Contra tudo e contra todos, vi com meu pai e minha irmã os gols de Jô e Leo Silva. Vi da arquibancada a dura e improvável prorrogação. Vi o “preciso” escorregão do Ferreyra.

Não aguentei. Na hora dos pênaltis, fui para o banheiro do estádio, Com a cabeça molhada debaixo da temporizada torneira do banheiro, ouvia o grito da MASSA. Aqueles gritos eram minha TV e através dele, explodi de êxtase com o GALO CAMPEÃO e chorei igual a uma criança.

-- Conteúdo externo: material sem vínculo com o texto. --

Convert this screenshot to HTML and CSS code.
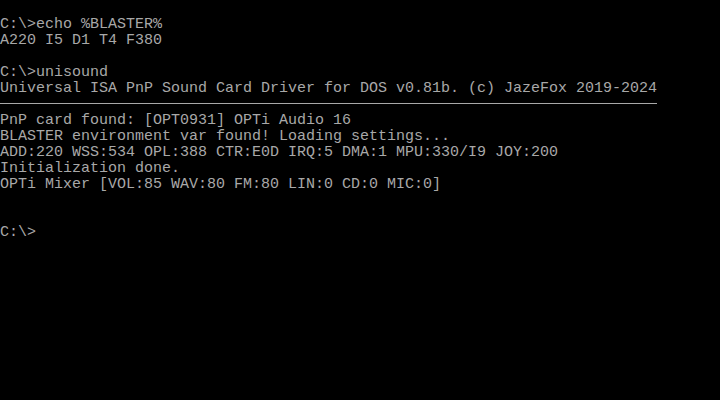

Ao sair do banheiro, vi uma cena incrível: os portões foram abertos e a multidão que estava do lado de fora invadiu o Mineirão em transe. Uns rolavam no chão como eu em 1981. Muitos choravam e expurgavam todas as mazelas de outrora. Outros parados, incrédulos, e muitos pulando de alegria.

Corri para arquibancada para achar meu pai, mas não consegui. Vimos a entrega da taça separados, mas juntos por esse sentimento que mobilizou 10 milhões pelas Gerais, pelo Brasil e pelo mundo.

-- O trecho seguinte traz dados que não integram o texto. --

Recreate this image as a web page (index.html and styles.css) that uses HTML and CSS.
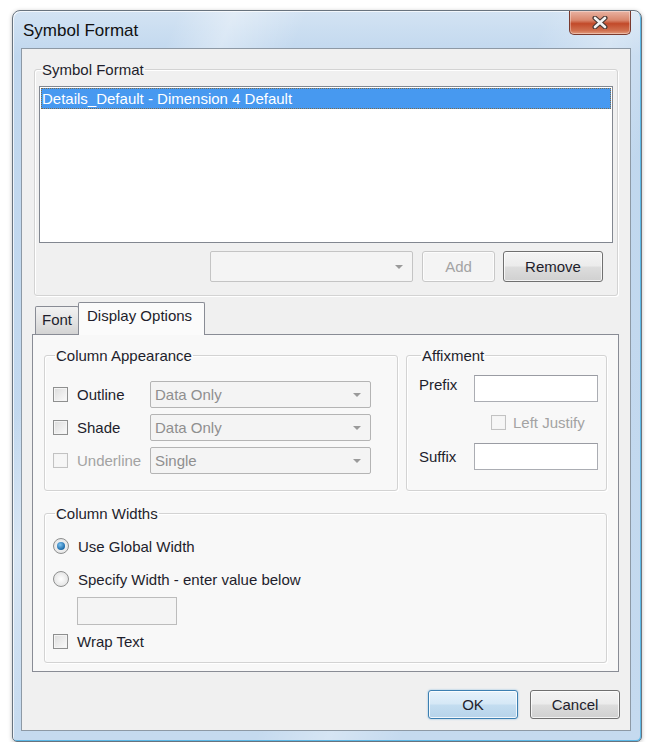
FILE: index.html
```html
<!DOCTYPE html>
<html lang="en">
<head>
    <meta charset="UTF-8">
    <title>Symbol Format</title>
    <link rel="stylesheet" href="styles.css">
</head>
<body>
    <div class="window">
        <div class="titlebar">
            <span class="title">Symbol Format</span>
            <button class="close" title="Close">
                <svg width="16" height="13" viewBox="0 0 16 13">
                    <path d="M3 2 L13 11 M13 2 L3 11" stroke="#4a3a36" stroke-width="5" stroke-linecap="round"/>
                    <path d="M3 2 L13 11 M13 2 L3 11" stroke="#f4f4f4" stroke-width="2.6" stroke-linecap="round"/>
                </svg>
            </button>
        </div>

        <div class="client">
            <fieldset class="group group-format">
                <legend>Symbol Format</legend>
                <div class="listbox">
                    <div class="list-item selected">Details_Default - Dimension 4 Default</div>
                </div>
                <div class="format-actions">
                    <div class="combo combo-top"><span></span><span class="arrow"></span></div>
                    <button class="btn btn-add" disabled>Add</button>
                    <button class="btn btn-remove">Remove</button>
                </div>
            </fieldset>

            <div class="tabs-wrap">
                <div class="tabs">
                    <div class="tab">Font</div>
                    <div class="tab active">Display Options</div>
                </div>
                <div class="tab-panel">
                    <div class="panel-row">
                        <fieldset class="group appearance">
                            <legend>Column Appearance</legend>
                            <div class="app-row">
                                <label class="check"><span class="box"></span>Outline</label>
                                <div class="combo"><span>Data Only</span><span class="arrow"></span></div>
                            </div>
                            <div class="app-row">
                                <label class="check"><span class="box"></span>Shade</label>
                                <div class="combo"><span>Data Only</span><span class="arrow"></span></div>
                            </div>
                            <div class="app-row">
                                <label class="check disabled"><span class="box"></span>Underline</label>
                                <div class="combo"><span>Single</span><span class="arrow"></span></div>
                            </div>
                        </fieldset>

                        <fieldset class="group affix">
                            <legend>Affixment</legend>
                            <div class="affix-grid">
                                <span class="affix-label prefix">Prefix</span>
                                <div class="textbox"></div>
                                <span></span>
                                <label class="check disabled justify"><span class="box"></span>Left Justify</label>
                                <span class="affix-label">Suffix</span>
                                <div class="textbox"></div>
                            </div>
                        </fieldset>
                    </div>

                    <fieldset class="group widths">
                        <legend>Column Widths</legend>
                        <label class="radio-row"><span class="radio checked"></span>Use Global Width</label>
                        <label class="radio-row second"><span class="radio"></span>Specify Width - enter value below</label>
                        <div class="textbox width-box"></div>
                        <label class="check wrap"><span class="box"></span>Wrap Text</label>
                    </fieldset>
                </div>
            </div>

            <div class="dialog-buttons">
                <button class="btn btn-default">OK</button>
                <button class="btn">Cancel</button>
            </div>
        </div>
    </div>
</body>
</html>
```

FILE: styles.css
```css
* {
    box-sizing: border-box;
}

body {
    margin: 0;
    background: #fff;
    font-family: "Liberation Sans", Arial, sans-serif;
    font-size: 15px;
    line-height: 17px;
    color: #1e1e2c;
}

/* window frame */
.window {
    margin: 10px 0 0 12px;
    width: 630px;
    height: 732px;
    padding: 0 10px 10px 8px;
    border: 1px solid #68737e;
    border-radius: 8px 8px 5px 5px;
    background:
        linear-gradient(112deg, transparent 18%, rgba(255, 255, 255, 0.35) 24%, transparent 32%,
                        transparent 58%, rgba(255, 255, 255, 0.3) 66%, transparent 74%),
        linear-gradient(#d3e3f3, #c0d7ee 45px, #c5daef);
    box-shadow: inset -1px -1px 0 #5cb8e6, inset 1px 1px 0 rgba(255, 255, 255, 0.7), 0 1px 4px rgba(0, 0, 0, 0.25);
    display: flex;
    flex-direction: column;
}

.titlebar {
    height: 37px;
    display: flex;
    justify-content: space-between;
    align-items: flex-start;
}

.title {
    margin: 10px 0 0 2px;
    font-size: 17px;
    line-height: 20px;
    color: #111;
}

.close {
    width: 62px;
    height: 24px;
    padding: 0;
    border: 1px solid #7a3a2e;
    border-top: none;
    border-radius: 0 0 5px 5px;
    background: linear-gradient(#e9b3a3, #d9876d 40%, #c24a2a 55%, #d0704f 85%, #e39b7e);
    box-shadow: inset 0 0 0 1px rgba(255, 255, 255, 0.35);
    display: flex;
    align-items: center;
    justify-content: center;
}

/* client area */
.client {
    flex: 1;
    border: 1px solid #8d99a5;
    background: #f0f0f0;
    padding: 12px 12px 11px;
    display: flex;
    flex-direction: column;
}

.group {
    margin: 0;
    min-width: 0;
    border: 1px solid #d3d3d3;
    border-radius: 3px;
    box-shadow: inset 1px 1px 0 #fff, 1px 1px 0 #fff;
}

.group legend {
    padding: 0 1px;
    margin-left: 2px;
    line-height: 17px;
}

.group-format {
    padding: 8px 4px 13px;
}

.listbox {
    height: 157px;
    border: 1px solid #828790;
    background: #fff;
    padding: 1px;
}

.list-item {
    height: 21px;
    line-height: 19px;
    border: 1px dotted #7d6a4a;
    background: #4799f0;
    color: #fff;
}

.format-actions {
    margin-top: 8px;
    padding-right: 10px;
    display: flex;
    justify-content: flex-end;
}

.combo {
    width: 221px;
    height: 27px;
    border: 1px solid #b4b4b4;
    border-radius: 2px;
    background: #f4f4f4;
    color: #8f8f8f;
    padding: 0 9px 0 4px;
    display: flex;
    align-items: center;
    justify-content: space-between;
}

.combo-top {
    width: 203px;
    height: 31px;
    margin-right: 9px;
    border-color: #c4c4c4;
}

.arrow {
    width: 0;
    height: 0;
    border-left: 4px solid transparent;
    border-right: 4px solid transparent;
    border-top: 4px solid #9a9a9a;
}

.btn {
    height: 31px;
    padding: 0;
    font: inherit;
    color: #1e1e2c;
    border: 1px solid #707070;
    border-radius: 3px;
    background: linear-gradient(#f4f4f4, #ececec 48%, #dddddd 52%, #d0d0d0);
    box-shadow: inset 0 0 0 1px rgba(255, 255, 255, 0.75);
}

.btn-add {
    width: 73px;
    margin-right: 8px;
    color: #a3a3a3;
    border-color: #c8c8c8;
    background: #f4f4f4;
}

.btn-remove {
    width: 100px;
}

/* tabs */
.tabs-wrap {
    margin: 6px -1px 0 -2px;
}

.tabs {
    display: flex;
    align-items: flex-end;
    padding-left: 3px;
}

.tab {
    height: 28px;
    padding: 4px 6px 0;
    border: 1px solid #898c95;
    border-bottom: none;
    border-radius: 2px 2px 0 0;
    background: linear-gradient(#f2f2f2, #e4e4e4 50%, #d3d3d3);
}

.tab.active {
    position: relative;
    z-index: 1;
    height: 33px;
    margin-bottom: -1px;
    margin-left: -1px;
    padding: 4px 12px 0 8px;
    background: #fbfbfb;
}

.tab-panel {
    height: 338px;
    border: 1px solid #898c95;
    background: #f8f8f8;
    padding: 12px 11px 8px;
}

.panel-row {
    display: flex;
    gap: 8px;
    margin-bottom: 14px;
}

.appearance {
    width: 354px;
    height: 144px;
    padding: 17px 26px 0 8px;
}

.app-row {
    display: flex;
    align-items: center;
    margin-bottom: 6px;
}

.check {
    display: flex;
    align-items: center;
    gap: 9px;
}

.app-row .check {
    width: 97px;
}

.check.disabled {
    color: #a3a3a3;
}

.box {
    width: 15px;
    height: 15px;
    border: 1px solid #8e8f8f;
    background: linear-gradient(135deg, #dcdcdc, #fbfbfb);
    box-shadow: inset 0 0 0 1px #f4f4f4;
}

.disabled .box {
    border-color: #c2c2c2;
    background: #f6f6f6;
}

.affix {
    width: 201px;
    height: 144px;
    padding: 11px 8px 0 12px;
}

.affix-grid {
    display: grid;
    grid-template-columns: 55px 124px;
    grid-template-rows: 27px 41px 27px;
}

.affix-label {
    align-self: center;
}

.affix-label.prefix {
    align-self: start;
    padding-top: 1px;
}

.justify {
    padding-left: 17px;
    gap: 7px;
}

.textbox {
    height: 27px;
    border: 1px solid #abadb3;
    border-top-color: #9a9ca3;
    background: #fff;
}

.widths {
    height: 158px;
    padding: 14px 8px 0;
}

.radio-row {
    height: 20px;
    display: flex;
    align-items: center;
    gap: 9px;
}

.radio-row.second {
    margin-top: 13px;
}

.radio {
    width: 16px;
    height: 16px;
    border-radius: 50%;
    border: 1px solid #8e8f8f;
    background: radial-gradient(circle, #fff, #dcdcdc);
    display: flex;
    align-items: center;
    justify-content: center;
}

.radio.checked::after {
    content: "";
    width: 8px;
    height: 8px;
    border-radius: 50%;
    background: radial-gradient(circle at 40% 35%, #7ec4f2, #1d6aa8 70%);
}

.width-box {
    width: 100px;
    height: 28px;
    margin: 8px 0 0 24px;
    background: #f4f4f4;
    border-color: #bcbcbc;
}

.wrap {
    height: 20px;
    margin-top: 6px;
}

/* dialog buttons */
.dialog-buttons {
    margin: auto -2px 0 0;
    display: flex;
    justify-content: flex-end;
    gap: 12px;
}

.dialog-buttons .btn {
    width: 90px;
    height: 29px;
}

.btn-default {
    border-color: #3c7fb1;
    background: linear-gradient(#e6f2fb, #d5e8f6 48%, #c3ddf0 52%, #b6d3ea);
    box-shadow: inset 0 0 0 1px rgba(255, 255, 255, 0.8), 0 0 2px #7fb6dc;
}
```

Nunca nos preocupamos com títulos. Tê-los não nos torna mais ou menos Atleticanos. Isso é coisa dos vaidosos. Mas confesso que conquistar a América foi bom demais. Ter meu pai e minha irmã do lado foi sublime.

Dia 24 de julho de 2013, 7616 dias depois de 16 de setembro de 1992, vimos um GOL emblemático. Foi gol do Dadá, foi gol do Reinaldo, do Éder, do Marques, do Guará, do Cafunga, foi gol do Mario de Castro, do João de Deus, do Elias e Alexandre Kalil, do Belmiro, do Ligeirinho, do MEU PAI, DO SEU PAI, DA MINHA FILHA, DO SEU FILHO, DA MINHA ESPOSA, de 10 milhões, DO MUNDO!

AGORA O GALO É DO MUNDO E O MUNDO APRENDEU que nau que VIVE, mesmo que tardiamente, também chega ao cais.

Terra a vista!

Somos o melhor time da AMÉRICA! SOMOS DO CLUBE ATLÉTICO MINEIRO!

Daniel da Millo, Belo Horizonte, 25 de Julho de 2013.